Taub stars as Alice Paul, a fiercely determined leader who not only waged hunger strikes and endured brutal forced feedings in jail to achieve suffrage, but immediately afterward started work on a proposed constitutional amendment guaranteeing women equal rights under the law—what’s now called the Equal Rights Amendment (and still isn’t law).

It was perhaps inevitable that the show, birthed on the same off-Broadway stage as the juggernaut “Hamilton,” would become known as sort of a female version — a “Hermilton,” as some dubbed it.

“Quite frankly, I’m thrilled,” Soo says of the comparison, “because it’s another example of how art can get people excited about history, about being a citizen, about being involved in democracy.”

But the task was different. “Hamilton,” about the nation’s founding fathers, “took a story that we knew or thought we knew, and flipped it,” director Silverman says. “(With) our show there was nothing to flip because nobody knows anything. And so we had a very different kind of responsibility—and also challenge.”

Jenn Colella, a Tony nominee, plays Carrie Chapman Catt. She, too, says she came into the show “a complete blank slate.”

Tears were also Colella’s response when she first heard her costar, Nikki M. James, sing the powerful “Wait My Turn” as Ida B. Wells, the Black journalist and activist who fought for racial and gender justice.
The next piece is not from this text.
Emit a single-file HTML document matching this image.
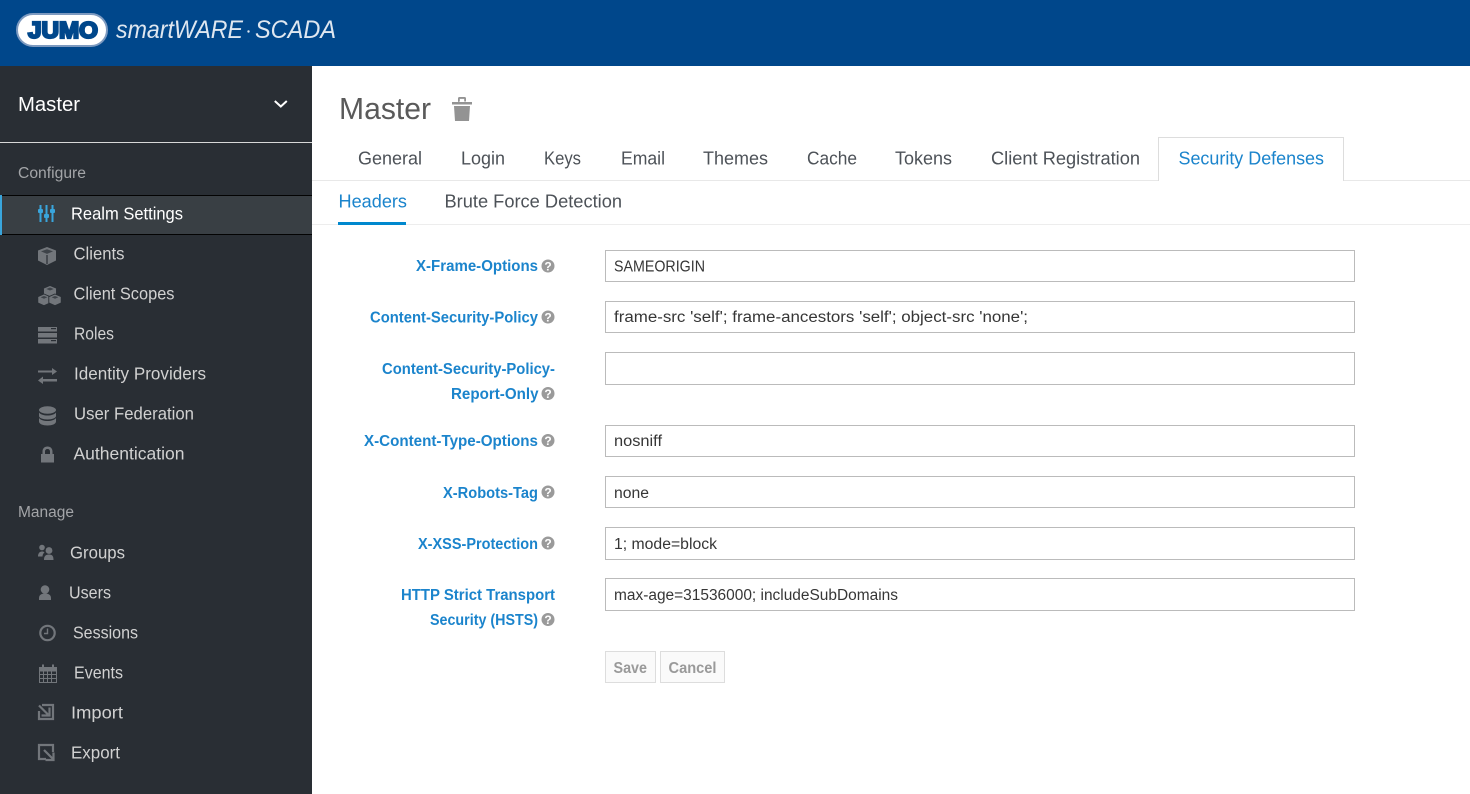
<!DOCTYPE html>
<html lang="en"><head><meta charset="utf-8"><title>Master</title>
<style>
html,body{margin:0;padding:0;width:1470px;height:794px;overflow:hidden;background:#fff}
svg{display:block}
text{font-family:"Liberation Sans",sans-serif}
.n{font-size:17.5px;fill:#d1d1d1}
.g{font-size:15.5px;fill:#a3a5a8}
.t{font-size:18.5px;fill:#4d5258}
.l{font-size:15.5px;font-weight:700;fill:#1b84cc}
.i{font-size:15.5px;fill:#363636}
.b{font-size:15.5px;font-weight:700;fill:#9a9a9a}
.ic{fill:#72767b}
.f{fill:#fff;stroke:#bbb;stroke-width:1}
</style></head><body>
<svg xmlns="http://www.w3.org/2000/svg" width="1470" height="794" viewBox="0 0 1470 794">
<defs>
<g id="h"><circle cx="6.500" cy="6.500" r="6.500" fill="#9a9a9a"/><text x="6.500" y="11" text-anchor="middle" style="font-size:12px;font-weight:700;fill:#fff">?</text></g>
</defs>
<!-- header -->
<rect width="1470" height="66" fill="#00478b"/>
<rect x="17" y="14" width="90" height="32" rx="16" fill="#fff" stroke="#7d9ac0" stroke-width="2"/>
<text x="28" y="38" textLength="70" lengthAdjust="spacingAndGlyphs" style="font-size:23px;font-weight:700;fill:#00478b;stroke:#00478b;stroke-width:2.200">JUMO</text>
<g style="font-style:italic;font-size:25px">
<text x="116" y="38" textLength="127" lengthAdjust="spacingAndGlyphs" fill="#dfe7f0">smartWARE</text>
<circle cx="248.500" cy="31.500" r="1.200" fill="#dfe7f0"/>
<text x="255" y="38" textLength="81" lengthAdjust="spacingAndGlyphs" fill="#dfe7f0">SCADA</text>
</g>
<!-- sidebar -->
<rect y="66" width="312" height="728" fill="#292e34"/>
<text x="18" y="111" textLength="62" lengthAdjust="spacingAndGlyphs" style="font-size:20.5px;fill:#fff">Master</text>
<path d="M274.800 101l6 5.500 6-5.500" fill="none" stroke="#fff" stroke-width="2"/>
<rect y="142" width="312" height="1" fill="#d8d8d8"/>
<text class="g" x="18" y="178" textLength="68" lengthAdjust="spacingAndGlyphs">Configure</text>
<rect y="195" width="312" height="40" fill="#393f44"/>
<rect y="195" width="312" height="1" fill="#030303"/>
<rect y="234" width="312" height="1" fill="#030303"/>
<rect y="195" width="2" height="40" fill="#39a5dc"/>
<!-- sliders -->
<g fill="#39a5dc">
<rect x="39.500" y="205" width="2" height="17"/><rect x="45.500" y="205" width="2" height="17"/><rect x="51.500" y="205" width="2" height="17"/>
<rect x="38" y="209" width="5" height="4" rx="1"/><rect x="44" y="214" width="5" height="4" rx="1"/><rect x="50" y="209" width="5" height="4" rx="1"/>
</g>
<text class="n" x="71" y="219.500" textLength="112" lengthAdjust="spacingAndGlyphs" style="fill:#fff">Realm Settings</text>
<!-- cube -->
<path class="ic" d="M47 247l9 3.500v10L47 265l-9-4.500v-10z"/>
<path d="M47 249.200l-6 2.200 6 2.500 6-2.500z" fill="#3e4349"/>
<path d="M47 255v9" stroke="#292e34" stroke-width="1.200"/>
<text class="n" x="73.500" y="259.500" textLength="51" lengthAdjust="spacingAndGlyphs">Clients</text>
<!-- cubes -->
<g class="ic" stroke="#292e34" stroke-width=".9">
<path d="M50 285.500l6.500 2.700v6.500L50 297.500l-6.500-2.800v-6.500z"/>
<path d="M44 294l6.200 2.700v6.200L44 305.700l-6.200-2.800v-6.200z"/>
<path d="M55 294l6.200 2.700v6.200L55 305.700l-6.200-2.800v-6.200z"/>
</g>
<path d="M50 287.500l-3.700 1.500 3.700 1.500 3.700-1.500zM44 296l-3.400 1.300 3.400 1.400 3.400-1.400zM55 296l-3.400 1.300 3.400 1.400 3.400-1.400z" fill="#3e4349"/>
<text class="n" x="73.500" y="299.500" textLength="101" lengthAdjust="spacingAndGlyphs">Client Scopes</text>
<!-- roles -->
<path class="ic" d="M38 327h19v4.500H38zM38 333h19v4.500H38zM38 339h19v4.500H38z"/>
<rect x="51" y="328" width="5" height="1.200" fill="#292e34"/><rect x="51" y="340" width="5" height="1.200" fill="#292e34"/>
<text class="n" x="74" y="339.500" textLength="40" lengthAdjust="spacingAndGlyphs">Roles</text>
<!-- idp -->
<path class="ic" d="M38 370.500h14V368l5 3.500-5 3.500v-2.500H38zM43 376.500v2.500h14v2.500H43v2.500L38 380.500z"/>
<text class="n" x="74" y="379.500" textLength="132" lengthAdjust="spacingAndGlyphs">Identity Providers</text>
<!-- db -->
<g class="ic">
<ellipse cx="47.500" cy="410" rx="8.500" ry="3.700"/>
<path d="M39 412.500c1.500 2 5 3 8.500 3s7-1 8.500-3v3.500c0 2-4 3.500-8.500 3.500S39 418 39 416zM39 418c1.500 2 5 3 8.500 3s7-1 8.500-3v3.500c0 2.500-4 4-8.500 4s-8.500-1.500-8.500-4z"/>
</g>
<text class="n" x="74" y="419.500" textLength="120" lengthAdjust="spacingAndGlyphs">User Federation</text>
<!-- lock -->
<path class="ic" d="M41 454h1.500v-2.500c0-3 2-5 5-5s5 2 5 5v2.500H54v8.500H41zM45 454h5v-2.500c0-1.500-1-2.500-2.500-2.500s-2.500 1-2.500 2.500z"/>
<text class="n" x="73.500" y="459.500" textLength="111" lengthAdjust="spacingAndGlyphs">Authentication</text>

<text class="g" x="18" y="517" textLength="56" lengthAdjust="spacingAndGlyphs">Manage</text>
<!-- groups -->
<g class="ic"><circle cx="42" cy="547.500" r="2.800"/><circle cx="49" cy="550.500" r="3.400"/><path d="M38 556.500c0-3 1.500-5 4-5 1 0 2 .3 2.500.8-1.300 1.200-2 2.700-2 4.200zM44 560c0-3.800 1.500-5.500 5-5.500s4.500 1.700 4.500 5.500z"/></g>
<text class="n" x="70" y="558.500" textLength="55" lengthAdjust="spacingAndGlyphs">Groups</text>
<!-- users -->
<g class="ic"><circle cx="45" cy="589.500" r="4.300"/><path d="M39 600v-2c0-3 2.500-4.500 6-4.500s6 1.500 6 4.500v2z"/></g>
<text class="n" x="69" y="598.500" textLength="42" lengthAdjust="spacingAndGlyphs">Users</text>
<!-- clock -->
<circle cx="47.500" cy="633" r="7.200" fill="none" stroke="#72767b" stroke-width="2.200"/>
<path d="M47.500 628.500v5h-3.500" fill="none" stroke="#72767b" stroke-width="1.400"/>
<text class="n" x="73" y="638.500" textLength="65" lengthAdjust="spacingAndGlyphs">Sessions</text>
<!-- calendar -->
<rect x="39.500" y="667.500" width="17" height="15" fill="none" stroke="#72767b"/>
<rect x="39" y="667" width="18" height="4.500" fill="#72767b"/>
<rect x="42" y="664.500" width="2" height="4.500" fill="#72767b"/><rect x="52" y="664.500" width="2" height="4.500" fill="#72767b"/>
<path d="M43.500 671v11M47.500 671v11M51.500 671v11M40 674.500h16M40 678.500h16" stroke="#72767b" stroke-width="1"/>
<text class="n" x="74" y="678.500" textLength="49" lengthAdjust="spacingAndGlyphs">Events</text>
<!-- import -->
<path d="M42 705h11v14H39v-8" fill="none" stroke="#72767b" stroke-width="2.200"/>
<path d="M39 705.500l9 9M49.500 707.500v8H41.500" fill="none" stroke="#72767b" stroke-width="2.200"/>
<text class="n" x="71" y="718.500" textLength="52" lengthAdjust="spacingAndGlyphs">Import</text>
<!-- export -->
<path d="M46 759h-7v-14h14v7" fill="none" stroke="#72767b" stroke-width="2.200"/>
<path d="M44 750l9.500 9.500M53.500 752.500v7.500h-8" fill="none" stroke="#72767b" stroke-width="2.200"/>
<text class="n" x="71" y="758.500" textLength="49" lengthAdjust="spacingAndGlyphs">Export</text>

<!-- title -->
<text x="339" y="119" textLength="92" lengthAdjust="spacingAndGlyphs" style="font-size:31px;fill:#5a5a5a">Master</text>
<path d="M452 102h20v2.500h-20zM458 102v-3.500c0-1 .5-1.500 1.500-1.500h5c1 0 1.500.5 1.500 1.500v3h-1.800v-2.600h-4.400v2.600zM454 106h16l-1 15h-14z" fill="#939393"/>

<!-- tabs -->
<rect x="312" y="180" width="1158" height="1" fill="#e8e8e8"/>
<path d="M1158.500 181V137.500H1343.500V181" fill="#fff" stroke="#ddd"/>
<text class="t" x="358" y="164.500" textLength="64" lengthAdjust="spacingAndGlyphs">General</text>
<text class="t" x="461" y="164.500" textLength="44" lengthAdjust="spacingAndGlyphs">Login</text>
<text class="t" x="544" y="164.500" textLength="37" lengthAdjust="spacingAndGlyphs">Keys</text>
<text class="t" x="621" y="164.500" textLength="44" lengthAdjust="spacingAndGlyphs">Email</text>
<text class="t" x="703" y="164.500" textLength="65" lengthAdjust="spacingAndGlyphs">Themes</text>
<text class="t" x="807" y="164.500" textLength="50" lengthAdjust="spacingAndGlyphs">Cache</text>
<text class="t" x="895" y="164.500" textLength="57" lengthAdjust="spacingAndGlyphs">Tokens</text>
<text class="t" x="991" y="164.500" textLength="149" lengthAdjust="spacingAndGlyphs">Client Registration</text>
<text class="t" x="1178.500" y="164.500" textLength="145.500" lengthAdjust="spacingAndGlyphs" style="fill:#1b84cc">Security Defenses</text>

<!-- subtabs -->
<rect x="312" y="224" width="1158" height="1" fill="#ededed"/>
<rect x="338" y="222" width="68" height="3" fill="#0088ce"/>
<text class="t" x="338.500" y="207.500" textLength="68.500" lengthAdjust="spacingAndGlyphs" style="fill:#1b84cc">Headers</text>
<text class="t" x="444.500" y="207.500" textLength="177.500" lengthAdjust="spacingAndGlyphs">Brute Force Detection</text>

<!-- labels -->
<text class="l" x="416" y="271" textLength="122" lengthAdjust="spacingAndGlyphs">X-Frame-Options</text><use href="#h" x="541.500" y="259.500"/>
<text class="l" x="370" y="322.500" textLength="168" lengthAdjust="spacingAndGlyphs">Content-Security-Policy</text><use href="#h" x="541.500" y="310.500"/>
<text class="l" x="382" y="374" textLength="173" lengthAdjust="spacingAndGlyphs">Content-Security-Policy-</text>
<text class="l" x="451" y="399" textLength="87.500" lengthAdjust="spacingAndGlyphs">Report-Only</text><use href="#h" x="541.500" y="387"/>
<text class="l" x="364" y="446" textLength="174" lengthAdjust="spacingAndGlyphs">X-Content-Type-Options</text><use href="#h" x="541.500" y="434"/>
<text class="l" x="443" y="498" textLength="95" lengthAdjust="spacingAndGlyphs">X-Robots-Tag</text><use href="#h" x="541.500" y="485.500"/>
<text class="l" x="418" y="549" textLength="120" lengthAdjust="spacingAndGlyphs">X-XSS-Protection</text><use href="#h" x="541.500" y="536.500"/>
<text class="l" x="401" y="600" textLength="154" lengthAdjust="spacingAndGlyphs">HTTP Strict Transport</text>
<text class="l" x="430" y="625" textLength="108" lengthAdjust="spacingAndGlyphs">Security (HSTS)</text><use href="#h" x="541.500" y="613"/>

<!-- inputs -->
<rect class="f" x="605.500" y="250.500" width="749" height="31"/>
<text class="i" x="614" y="271.500" textLength="91" lengthAdjust="spacingAndGlyphs">SAMEORIGIN</text>
<rect class="f" x="605.500" y="301.500" width="749" height="31"/>
<text class="i" x="614" y="322" textLength="414" lengthAdjust="spacingAndGlyphs">frame-src 'self'; frame-ancestors 'self'; object-src 'none';</text>
<rect class="f" x="605.500" y="352.500" width="749" height="32"/>
<rect class="f" x="605.500" y="425.500" width="749" height="31"/>
<text class="i" x="614" y="446" textLength="48" lengthAdjust="spacingAndGlyphs">nosniff</text>
<rect class="f" x="605.500" y="476.500" width="749" height="31"/>
<text class="i" x="614" y="498" textLength="35" lengthAdjust="spacingAndGlyphs">none</text>
<rect class="f" x="605.500" y="527.500" width="749" height="32"/>
<text class="i" x="614" y="549" textLength="103" lengthAdjust="spacingAndGlyphs">1; mode=block</text>
<rect class="f" x="605.500" y="578.500" width="749" height="32"/>
<text class="i" x="614" y="600" textLength="284" lengthAdjust="spacingAndGlyphs">max-age=31536000; includeSubDomains</text>

<!-- buttons -->
<rect x="605.500" y="651.500" width="50" height="31" fill="#fafafa" stroke="#ddd"/>
<text class="b" x="613.500" y="673" textLength="33.500" lengthAdjust="spacingAndGlyphs">Save</text>
<rect x="660.500" y="651.500" width="64" height="31" fill="#fafafa" stroke="#ddd"/>
<text class="b" x="668.500" y="673" textLength="48" lengthAdjust="spacingAndGlyphs">Cancel</text>
</svg>
</body></html>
The song, an emotional highpoint of the show, is a biting response to how Black suffragists were sidelined by their white counterparts. Ms. Colella calls it “that moment where every piece of your flesh stands on end and you know something important is happening.”

James, a Tony winner for “The Book of Mormon,” notes that despite the density of the play, it still can only touch on five or six main characters: “There’s hundreds more where they came from.”

James recalls how throughout its development, “Suffs” was impacted by events in the outside world. The protests over George Floyd’s murder by police prompted Taub to add more of a racial dimension. And when the Supreme Court draft leaked that would overturn Roe, which guarantees abortion rights nationwide, James says it felt like some of Taub’s lyrics had been written for that very moment. That night, she says, “I walked on stage and I had an inability to be an actor. I felt tears streaming down my face, because the work is never over.”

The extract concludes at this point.